In Kansas there weren't many nice places to eat out, 'cept when we drove to Larryville. Well, Coco Bolo's was pretty good. And we did eat at the downtown hotel place once, I think, not counting the English Dept banquet. In Georgia we were at Willie's Wee-Nee Wagon or Mack's Bar-B-Q more often than we could reasonably afford, but there was only one really nice place in town. We had a few great meals there, just us all romantic, and when S&E came to town, but we had no friends locally to eat out with. So it wasn't like the Balto/DC restaurant days. I think where I really felt the slow-down was shortly after arriving in Ann Arbor, where we have more restaurants per capita than any other U.S. city of its size, or some such statistic. It wasn't just us, but most folks we were hanging with were necessarily penny pinching, too---prob'bly not just cuz housing is so dear here, but also cuz we're getting older, and you can only be profligate about money for so long before that in itself adds to its ability to rule your days.
Money is going to have a certain amount of power over us, of course. Strategizing to limit how much that power flexes its muscles in everyday living, or how much it SEEMS to be doing so, is a method of living I have done well with from time to time, and one I want to remember to focus on practicing more, again, to whatever extent I can manage.

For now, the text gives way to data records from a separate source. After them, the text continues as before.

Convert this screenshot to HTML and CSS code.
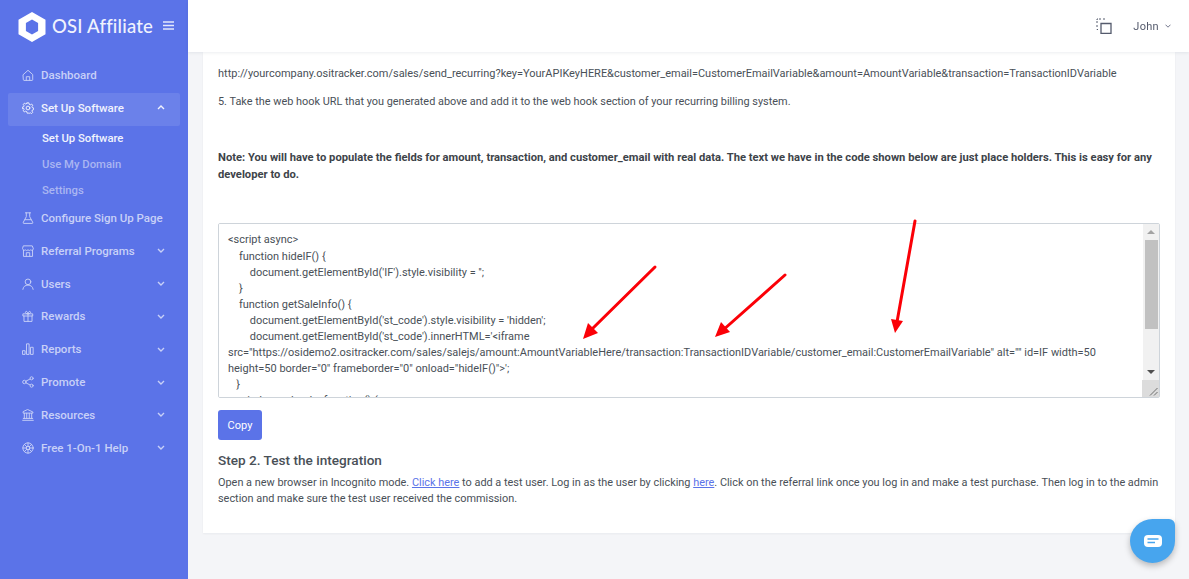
FILE: index.html
```html
<!DOCTYPE html>
<html lang="en">
<head>
<meta charset="utf-8">
<title>OSI Affiliate</title>
<link rel="stylesheet" href="styles.css">
</head>
<body>
<div class="app">
  <aside class="sidebar">
    <div class="brand">
      <svg class="logo" viewBox="0 0 28 30"><path fill="#fff" fill-rule="evenodd" d="M14 0 27.5 7.7v14.6L14 30 .5 22.3V7.700zM14 7.500 7.900 11v8L14 22.500 20.100 19v-8z"/></svg>
      <span class="brand-name">OSI Affiliate</span>
      <svg class="burger" viewBox="0 0 11 9"><path d="M0 1h11M0 4.500h11M0 8h11" stroke="#e4e8fb" stroke-width="1.600"/></svg>
    </div>
    <nav class="menu">
      <a class="item"><svg class="ico" viewBox="0 0 14 14"><path d="M1.500 6.500 7 1.500l5.500 5v6a.8.8 0 0 1-.8.8H2.300a.8.8 0 0 1-.8-.8zM5 13.300V9h4v4.300"/></svg><span class="label">Dashboard</span></a>
      <a class="item active"><svg class="ico" viewBox="0 0 14 14"><circle cx="7" cy="7" r="2.200"/><path d="M6 1h2l.4 1.700 1.300.6 1.500-.9 1.300 1.400-.9 1.500.5 1.300 1.500.4v1.900l-1.500.4-.5 1.300.9 1.500-1.300 1.400-1.500-.9-1.300.6L8 13H6l-.4-1.700-1.300-.6-1.500.9-1.300-1.400.9-1.500-.5-1.300L.4 7.900V6l1.500-.4.5-1.300-.9-1.500 1.300-1.400 1.500.9 1.300-.6z"/></svg><span class="label">Set Up Software</span><svg class="chev" viewBox="0 0 8 5"><path d="M1 4l3-3 3 3"/></svg></a>
      <div class="sub">
        <a class="sub-item current">Set Up Software</a>
        <a class="sub-item">Use My Domain</a>
        <a class="sub-item">Settings</a>
      </div>
      <a class="item"><svg class="ico" viewBox="0 0 14 14"><path d="M4 1h6M5 1v4.500L1.500 12a.9.9 0 0 0 .8 1.300h9.400a.9.9 0 0 0 .8-1.300L9 5.500V1M3.500 9h7"/></svg><span class="label">Configure Sign Up Page</span></a>
      <a class="item"><svg class="ico" viewBox="0 0 14 14"><path d="M2 1h10l1.300 3.500a1.900 1.900 0 0 1-3.100 1.200 2.400 2.400 0 0 1-3.200 0 2.400 2.400 0 0 1-3.200 0A1.900 1.900 0 0 1 .7 4.500zM1.700 6v7.300h10.600V6M5 13V9h4v4"/></svg><span class="label">Referral Programs</span><svg class="chev" viewBox="0 0 8 5"><path d="M1 1l3 3 3-3"/></svg></a>
      <a class="item"><svg class="ico" viewBox="0 0 14 14"><circle cx="7" cy="4.500" r="3.300"/><path d="M1 13.300c.4-3.300 2.800-5 6-5s5.600 1.700 6 5"/></svg><span class="label">Users</span><svg class="chev" viewBox="0 0 8 5"><path d="M1 1l3 3 3-3"/></svg></a>
      <a class="item"><svg class="ico" viewBox="0 0 14 14"><path d="M1.500 4.500h11v2.500h-11zM2.300 7v6.300h9.400V7M7 4.500v8.800M7 4.500C5 4.500 3.800 3.800 4 2.500c.3-1.500 2.500-1.300 3 2 .5-3.300 2.700-3.500 3-2 .2 1.300-1 2-3 2z"/></svg><span class="label">Rewards</span><svg class="chev" viewBox="0 0 8 5"><path d="M1 1l3 3 3-3"/></svg></a>
      <a class="item"><svg class="ico" viewBox="0 0 14 14"><path d="M1 9h2.600v4.300H1zM5.700 1h2.600v12.300H5.700zM10.400 5H13v8.300h-2.600z"/></svg><span class="label">Reports</span><svg class="chev" viewBox="0 0 8 5"><path d="M1 1l3 3 3-3"/></svg></a>
      <a class="item"><svg class="ico" viewBox="0 0 14 14"><circle cx="2.800" cy="7" r="2"/><circle cx="11.200" cy="2.700" r="1.800"/><circle cx="11.200" cy="11.300" r="1.800"/><path d="M4.600 6l4.900-2.500M4.600 8l4.900 2.500"/></svg><span class="label">Promote</span><svg class="chev" viewBox="0 0 8 5"><path d="M1 1l3 3 3-3"/></svg></a>
      <a class="item"><svg class="ico" viewBox="0 0 14 14"><path d="M7 .8l5.700 2.700v1.300H1.300V3.500zM2.700 5v6M5.500 5v6M8.500 5v6M11.300 5v6M1.500 11h11M.8 13.200h12.400"/></svg><span class="label">Resources</span><svg class="chev" viewBox="0 0 8 5"><path d="M1 1l3 3 3-3"/></svg></a>
      <a class="item"><svg class="ico" viewBox="0 0 14 14"><circle cx="7" cy="7" r="6"/><circle cx="7" cy="7" r="2"/><path d="M7 1v4M7 9v4M1 7h4M9 7h4M2.800 2.800l2.800 2.800M8.400 8.400l2.800 2.800M11.200 2.800 8.400 5.600M5.600 8.400l-2.800 2.800"/></svg><span class="label">Free 1-On-1 Help</span><svg class="chev" viewBox="0 0 8 5"><path d="M1 1l3 3 3-3"/></svg></a>
    </nav>
  </aside>
  <div class="main">
    <header class="topbar">
      <svg class="top-icon" viewBox="0 0 16 16"><path class="dash" d="M1 5V1h4M7 1h2M1 7v2M1 11v.5h1"/><path class="solid" d="M5 5.500h10v10H5z"/></svg>
      <span class="user">John</span>
      <svg class="user-chev" viewBox="0 0 6 4"><path d="M.5.700 3 3.200 5.500.700"/></svg>
    </header>
    <div class="content">
      <section class="card">
        <p class="p-url">http://yourcompany.ositracker.com/sales/send_recurring?key=YourAPIKeyHERE&amp;customer_email=CustomerEmailVariable&amp;amount=AmountVariable&amp;transaction=TransactionIDVariable</p>
        <p class="p-step">5. Take the web hook URL that you generated above and add it to the web hook section of your recurring billing system.</p>
        <p class="p-note"><strong>Note: You will have to populate the fields for amount, transaction, and customer_email with real data. The text we have in the code shown below are just place holders. This is easy for any developer to do.</strong></p>
        <div class="code-wrap">
          <textarea class="code" readonly spellcheck="false">&lt;script async&gt;
    function hideIF() {
        document.getElementById('IF').style.visibility = '';
    }
    function getSaleInfo() {
        document.getElementById('st_code').style.visibility = 'hidden';
        document.getElementById('st_code').innerHTML='&lt;iframe src="https://osidemo2.ositracker.com/sales/salejs/amount:AmountVariableHere/transaction:TransactionIDVariable/customer_email:CustomerEmailVariable" alt="" id=IF width=50 height=50 border="0" frameborder="0" onload="hideIF()"&gt;';
   }
    window.onload = function() {
        getSaleInfo();
    };
    var st_code = document.createElement('div');
    st_code.id = 'st_code';
    document.body.appendChild(st_code);
&lt;/script&gt;</textarea>
          <div class="scrollbar">
            <span class="arrow-up"></span>
            <span class="thumb"></span>
            <span class="arrow-down"></span>
          </div>
          <div class="resizer"><svg viewBox="0 0 9 9"><path d="M1 8.500 8.500 1M5 8.500 8.500 5"/></svg></div>
        </div>
        <button class="copy" type="button">Copy</button>
        <h2 class="step-title">Step 2. Test the integration</h2>
        <p class="p-last">Open a new browser in Incognito mode. <a class="link">Click here</a> to add a test user. Log in as the user by clicking <a class="link">here</a>. Click on the referral link once you log in and make a test purchase. Then log in to the admin section and make sure the test user received the commission.</p>
      </section>
    </div>
  </div>
</div>
<svg class="arrows" viewBox="0 0 1189 579">
  <g class="arrow"><path d="M655 267 590 331"/><path class="head" d="M583 339 588 323 598 333z"/></g>
  <g class="arrow"><path d="M785 275 722 331"/><path class="head" d="M715 337 721 322 730 332z"/></g>
  <g class="arrow"><path d="M915 221 897 322"/><path class="head" d="M895 333 891 319 903 321z"/></g>
</svg>
<div class="chat">
  <svg viewBox="0 0 18 12"><rect x="0" y="0" width="18" height="12" rx="4" fill="#fff"/><path d="M3.500 4h11M3.500 7.500h7.500" stroke="#47a5ee" stroke-width="1.300"/></svg>
</div>
</body>
</html>
```
FILE: styles.css
```css
* { box-sizing: border-box; }
html, body { margin: 0; height: 579px; overflow: hidden; }
body { font-family: Roboto, "Liberation Sans", sans-serif; color: #495057; background: #f4f5f8; }
.app { display: flex; height: 579px; }

.sidebar { width: 188px; flex: none; background: #5b73e8; padding: 0 8px; }
.brand { height: 52px; display: flex; align-items: center; padding-left: 10px; }
.logo { width: 28px; height: 30px; flex: none; margin-top: 2px; }
.brand-name { font-family: "Lato", sans-serif; font-size: 18.500px; font-weight: 500; color: #f0f2fd; margin-left: 6px; white-space: nowrap; width: 111px; letter-spacing: .2px; }
.burger { width: 11px; height: 9px; flex: none; margin-top: -2px; }

.menu { display: flex; flex-direction: column; padding-top: 8.200px; }
.item { height: 32.800px; display: flex; align-items: center; padding: 0 0 3px 14px; color: #c8d0f7; font-size: 11.500px; font-weight: 500; border-radius: 2px; white-space: nowrap; }
.item.active { background: #6b81ea; color: #f1f3fd; }
.ico { width: 12px; height: 12px; flex: none; fill: none; stroke: currentColor; stroke-width: 1.100; stroke-linejoin: round; stroke-linecap: round; margin-right: 7px; }
.label { flex: 1; }
.chev { width: 8px; height: 5px; flex: none; fill: none; stroke: currentColor; stroke-width: 1.400; margin-right: 15px; }
.sub { display: flex; flex-direction: column; padding-left: 34px; }
.sub-item { height: 25.800px; display: flex; align-items: center; font-size: 11.300px; font-weight: 500; color: #aab6f2; }
.sub-item.current { color: #f1f3fd; }

.main { flex: 1; min-width: 0; display: flex; flex-direction: column; }
.topbar { height: 52px; flex: none; background: #fff; display: flex; align-items: center; justify-content: flex-end; box-shadow: 0 1px 3px rgba(18,38,63,.08); position: relative; z-index: 1; padding-right: 18px; }
.top-icon { width: 16px; height: 16px; fill: none; stroke: #555b6d; margin-right: 21px; }
.top-icon .dash { stroke-width: 1; stroke-dasharray: 2 1; }
.top-icon .solid { stroke-width: 1.300; }
.user { font-size: 11px; color: #555b6d; letter-spacing: .3px; }
.user-chev { width: 6px; height: 4px; fill: none; stroke: #74788d; stroke-width: 1; margin-left: 6px; }

.content { flex: 1; padding: 0 14px 0 15px; }
.card { background: #fff; height: 481px; padding: 14px 15px 0; box-shadow: 0 1px 2px rgba(18,38,63,.05); display: flex; flex-direction: column; align-items: flex-start; }
.card p { margin: 0; font-size: 10.900px; line-height: 16.200px; color: #495057; }
.card .p-url { font-size: 10.970px; }
.card .p-step { margin-top: 12px; }
.card .p-note { margin-top: 39px; line-height: 17px; font-size: 11.200px; }
.p-note strong { font-weight: 700; color: #3d4349; }
.code-wrap { position: relative; width: 942px; height: 175px; margin-top: 40px; flex: none; }
.code { display: block; width: 100%; height: 100%; padding: 8px 27px 8px 9px; border: 1px solid #ced4da; border-radius: 2px; font-family: inherit; font-size: 10.970px; line-height: 16.100px; color: #495057; background: #fff; outline: none; resize: none; }
.scrollbar { position: absolute; right: 1px; top: 1px; bottom: 18px; width: 16px; background: #f1f1f1; display: flex; flex-direction: column; align-items: center; }
.arrow-up { margin-top: 6px; border: 4px solid transparent; border-top: 0; border-bottom: 4px solid #a3a3a3; }
.thumb { width: 13px; height: 89px; margin-top: 6px; background: #c1c1c1; }
.arrow-down { margin-top: auto; margin-bottom: 6px; border: 4px solid transparent; border-bottom: 0; border-top: 4px solid #505050; }
.resizer { position: absolute; right: 1px; bottom: 1px; width: 17px; height: 17px; background: #dcdcdc; display: flex; align-items: flex-end; justify-content: flex-end; }
.resizer svg { width: 9px; height: 9px; fill: none; stroke: #6f6f6f; stroke-width: 1; margin: 0 1px 1px 0; }
.copy { margin-top: 12px; width: 44px; height: 30px; border: 0; border-radius: 3px; background: #5b73e8; color: #fff; font-family: inherit; font-size: 11px; padding: 0; }
.step-title { margin: 12px 0 0; font-size: 13.600px; line-height: 16px; font-weight: 500; color: #495057; }
.card .p-last { margin-top: 7px; line-height: 16px; }
.link { color: #5b73e8; text-decoration: underline; }

.arrows { position: absolute; left: 0; top: 0; width: 1189px; height: 579px; pointer-events: none; }
.arrow path { stroke: #fb0007; stroke-width: 3; fill: none; stroke-linecap: round; }
.arrow .head { fill: #fb0007; stroke: none; }

.chat { position: absolute; left: 1130px; top: 519px; width: 45px; height: 44px; background: #47a5ee; border-radius: 50% 6px 50% 50%; display: flex; align-items: center; justify-content: center; box-shadow: 0 3px 6px rgba(0,0,0,.25); }
.chat svg { width: 18px; height: 12px; }
```
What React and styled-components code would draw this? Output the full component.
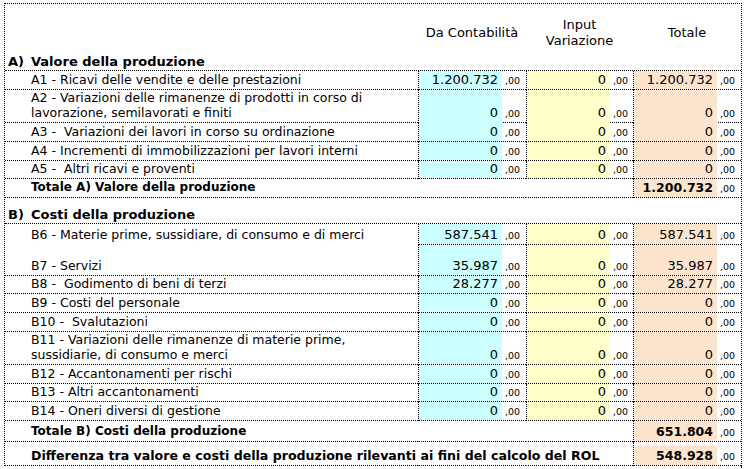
import styled, { createGlobalStyle } from 'styled-components';

const GlobalStyle = createGlobalStyle`
  body {
    margin: 0;
    background: #fff;
    font-family: "DejaVu Sans", Verdana, sans-serif;
    color: #000;
  }
`;

const LINE = '1px dotted #000';
const COLORS = ['#ccffff', '#ffffcc', '#fde4cf'];

const rows = [
  { type: 'item', h: 19, label: 'A1 - Ricavi delle vendite e delle prestazioni', v: ['1.200.732', '0', '1.200.732'] },
  { type: 'item', h: 32, label: 'A2 - Variazioni delle rimanenze di prodotti in corso di\nlavorazione, semilavorati e finiti', v: ['0', '0', '0'] },
  { type: 'item', h: 20, label: 'A3 -  Variazioni dei lavori in corso su ordinazione', v: ['0', '0', '0'] },
  { type: 'item', h: 19, label: 'A4 - Incrementi di immobilizzazioni per lavori interni', v: ['0', '0', '0'] },
  { type: 'item', h: 18, label: 'A5 -  Altri ricavi e proventi', v: ['0', '0', '0'] },
  { type: 'total', h: 19, label: 'Totale A) Valore della produzione', v: '1.200.732' },
  { type: 'section', h: 26, mark: 'B)', label: 'Costi della produzione' },
  { type: 'item', h: 21, label: 'B6 - Materie prime, sussidiare, di consumo e di merci', v: ['587.541', '0', '587.541'], open: true, top: true },
  { type: 'item', h: 31, label: 'B7 - Servizi', v: ['35.987', '0', '35.987'] },
  { type: 'item', h: 18, label: 'B8 -  Godimento di beni di terzi', v: ['28.277', '0', '28.277'] },
  { type: 'item', h: 19, label: 'B9 - Costi del personale', v: ['0', '0', '0'] },
  { type: 'item', h: 19, label: 'B10 -  Svalutazioni', v: ['0', '0', '0'] },
  { type: 'item', h: 33, label: 'B11 - Variazioni delle rimanenze di materie prime,\nsussidiarie, di consumo e merci', v: ['0', '0', '0'] },
  { type: 'item', h: 19, label: 'B12 - Accantonamenti per rischi', v: ['0', '0', '0'] },
  { type: 'item', h: 18, label: 'B13 - Altri accantonamenti', v: ['0', '0', '0'] },
  { type: 'item', h: 19, label: 'B14 - Oneri diversi di gestione', v: ['0', '0', '0'] },
  { type: 'total', h: 21, label: 'Totale B) Costi della produzione', v: '651.804' },
  { type: 'total', h: 24, label: 'Differenza tra valore e costi della produzione rilevanti ai fini del calcolo del ROL', v: '548.928', gap: true, big: true },
];

const Sheet = styled.div`
  width: 738px;
  margin: 3px 0 0 4px;
  border-top: ${LINE};
  border-left: ${LINE};
  border-right: ${LINE};
  box-sizing: border-box;
`;

const Row = styled.div`
  display: grid;
  grid-template-columns: 413px 108px 107px 108px;
  height: ${p => p.$h}px;
  box-sizing: border-box;
`;

const HeadRow = styled(Row)`
  height: 48px;
`;

const HeadCell = styled.div`
  display: flex;
  align-items: center;
  justify-content: center;
  text-align: center;
  padding-top: 9px;
  font-size: 13px;
  line-height: 16px;
`;

const Label = styled.div`
  display: flex;
  align-items: ${p => (p.$top ? 'flex-start' : 'flex-end')};
  padding: ${p => (p.$top ? '3px' : '0')} 0 ${p => (p.$top ? '0' : '2px')} 26px;
  border-bottom: ${p => (p.$open ? '1px solid transparent' : LINE)};
  font-size: ${p => (p.$big ? '12.6px' : p.$bold ? '12px' : '12.5px')};
  line-height: 15px;
  font-weight: ${p => (p.$bold ? 'bold' : 'normal')};
  white-space: pre;
  box-sizing: border-box;
  min-width: 0;
`;

const SectionLabel = styled(Label)`
  padding-left: 3px;
  padding-bottom: 1px;
  font-size: 13px;
  grid-column: 1 / -1;
`;

const Mark = styled.span`
  display: inline-block;
  width: 23px;
`;

const Group = styled.div`
  display: grid;
  grid-template-columns: 83px 1fr;
  border-left: 1px dotted ${p => (p.$line ? '#000' : 'transparent')};
  border-bottom: ${LINE};
  box-sizing: border-box;
  padding-top: ${p => (p.$gap ? '4px' : '0')};
`;

const Value = styled.div`
  display: flex;
  align-items: flex-end;
  justify-content: flex-end;
  padding: 0 4px 2px 0;
  background: ${p => p.$bg || 'transparent'};
  font-size: ${p => (p.$bold ? '12.5px' : '13px')};
  line-height: 15px;
  font-weight: ${p => (p.$bold ? 'bold' : 'normal')};
`;

const Cents = styled.div`
  display: flex;
  align-items: flex-end;
  padding: 0 0 3px 3px;
  font-size: 9.5px;
  line-height: 11px;
`;

const Tail = styled.div`
  height: 4px;
  width: 742px;
  box-sizing: border-box;
  border-right: ${LINE};
`;

function Amount({ value, bg, bold, line = true, gap }) {
  return (
    <Group $line={line} $gap={gap}>
      <Value $bg={bg} $bold={bold}>{value}</Value>
      <Cents>,00</Cents>
    </Group>
  );
}

function Blank() {
  return <Group $line={false} />;
}

export default function App() {
  return (
    <>
      <GlobalStyle />
      <Sheet>
        <HeadRow>
          <div />
          <HeadCell>Da Contabilità</HeadCell>
          <HeadCell>
            Input
            <br />
            Variazione
          </HeadCell>
          <HeadCell>Totale</HeadCell>
        </HeadRow>
        <Row $h={19}>
          <SectionLabel $bold>
            <Mark>A)</Mark>Valore della produzione
          </SectionLabel>
        </Row>
        {rows.map((r, i) => {
          if (r.type === 'section') {
            return (
              <Row key={i} $h={r.h}>
                <SectionLabel $bold>
                  <Mark>{r.mark}</Mark>
                  {r.label}
                </SectionLabel>
              </Row>
            );
          }
          if (r.type === 'total') {
            return (
              <Row key={i} $h={r.h}>
                <Label $bold $big={r.big}>{r.label}</Label>
                <Blank />
                <Blank />
                <Amount value={r.v} bg={COLORS[2]} bold gap={r.gap} />
              </Row>
            );
          }
          return (
            <Row key={i} $h={r.h}>
              <Label $open={r.open} $top={r.top}>{r.label}</Label>
              {r.v.map((v, j) => (
                <Amount key={j} value={v} bg={COLORS[j]} />
              ))}
            </Row>
          );
        })}
      </Sheet>
      <Tail />
    </>
  );
}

I do sometimes make myself miserable about certain stuff, or add to my misery with bad habits, but if I get in the groove I can kick into a perspective that limits my feeling financially constrained to a minority of my days. I'm trying to call up & use that skill again by, fer instance, doing things that give you a lotta bang for your (literal) buck---especially the very helpful bang of not feeling, at least not every day, as financially precarious as you actually may be.
You know, things like the occasional leisurely meal at an eatery with a thoughtful, well-executed menu, an appealing atmosphere, and truly fine company.